By the time we reached the bus stop, my head was already filled with the eyes, the wings, the paws, the movements and the expressions of those distant friends, those “people” who happened to be animals, or animals that – I realized -I couldn’t grasp if I didn’t see them as people. My people.
My son boarded the yellow school bus and I was driving home alone. The streets were empty, the sun was up, the fog was slowly disappearing. I came home where my two little animal people were waiting for me, begging me to give them their canned breakfast. A mini-tiger and a mini-lion were purring and meowing. “And which side are you on?”, I asked. “The side of the wild or the side of the tamed?” “We are both”, they responded “We are a bridge that connects the world outside and the world inside. That bridge is our gift to you.”

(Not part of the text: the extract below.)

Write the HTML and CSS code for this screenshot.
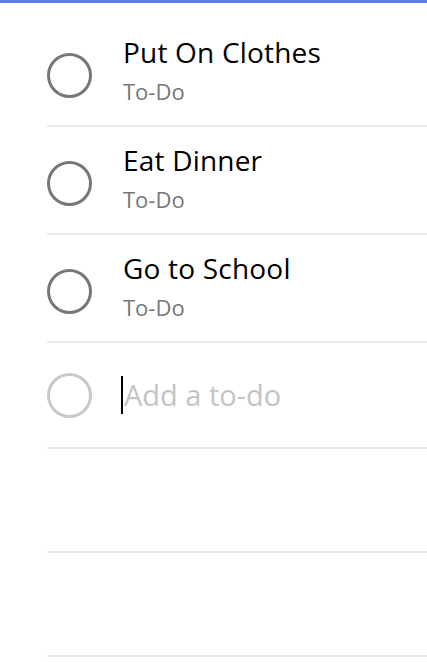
FILE: index.html
```html
<!DOCTYPE html>
<html>
<head>
<meta charset="utf-8">
<link rel="stylesheet" href="styles.css">
</head>
<body>
<div class="accent-bar"></div>
<ul class="todo-list">
  <li class="todo-item">
    <span class="check"></span>
    <div class="todo-text">
      <div class="todo-title">Put On Clothes</div>
      <div class="todo-status">To-Do</div>
    </div>
  </li>
  <li class="todo-item">
    <span class="check"></span>
    <div class="todo-text">
      <div class="todo-title">Eat Dinner</div>
      <div class="todo-status">To-Do</div>
    </div>
  </li>
  <li class="todo-item">
    <span class="check"></span>
    <div class="todo-text">
      <div class="todo-title">Go to School</div>
      <div class="todo-status">To-Do</div>
    </div>
  </li>
  <li class="add-item">
    <span class="check check-faint"></span>
    <div class="add-field"><span class="caret"></span><span class="placeholder">Add a to-do</span></div>
  </li>
  <li class="empty-item"></li>
  <li class="empty-item"></li>
</ul>
</body>
</html>
```

FILE: styles.css
```css
html, body {
  margin: 0;
  padding: 0;
  background: #ffffff;
  font-family: "Open Sans", "Noto Sans", sans-serif;
}

.accent-bar {
  height: 3px;
  background: #5b7bf2;
}

.todo-list {
  list-style: none;
  margin: 0;
  padding: 16px 0 0 0;
}

.todo-list > li {
  margin-left: 47px;
  border-bottom: 2px solid #e8e8e8;
  display: flex;
}

.todo-item {
  height: 106px;
  align-items: flex-start;
}

.check {
  flex: none;
  width: 39px;
  height: 39px;
  border: 3px solid #777777;
  border-radius: 50%;
}

.todo-item .check {
  margin-top: 34px;
}

.check-faint {
  border-color: #c8c8c8;
}

.todo-text {
  margin-left: 31px;
  padding-top: 14px;
}

.todo-title {
  font-size: 28px;
  line-height: 38px;
  color: #000000;
  letter-spacing: 0.2px;
}

.todo-status {
  margin-top: 5px;
  font-size: 22px;
  line-height: 30px;
  color: #767676;
}

.add-field {
  margin-left: 29px;
  display: flex;
  align-items: center;
  font-size: 29px;
  line-height: 38px;
}

.add-item {
  height: 104px;
  align-items: center;
}

.caret {
  width: 2px;
  height: 38px;
  background: #000000;
}

.placeholder {
  color: #c4c4c4;
  margin-left: 1px;
}

.empty-item {
  height: 102px;
}
```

“Thank you”, I said. “I do appreciate your willingness to renounce your wildness for our, human, company. I do appreciate the gift. “ I petted the kittens, and then curled next to them on the windowsill. Our six green eyes watched the wild, wild life on the other side of the window. We licked each other’s shiny fur and yawned. On the other side the bobcat was in the midst of devouring the little deer’s head. The baby coyote had just been run over by a reckless teenage driver. But we didn’t care. Lazily, we yawned and began to purr under the warm sun.
We will dream wild, wild dreams. In those, we will turn into ferocious tigers and dangerous lions. Mysterious and elusive, we will run free. We will devour baby deer and will get run over by reckless drivers. And then we will lazily open our eyes, turn over, yawn again and sleep some more.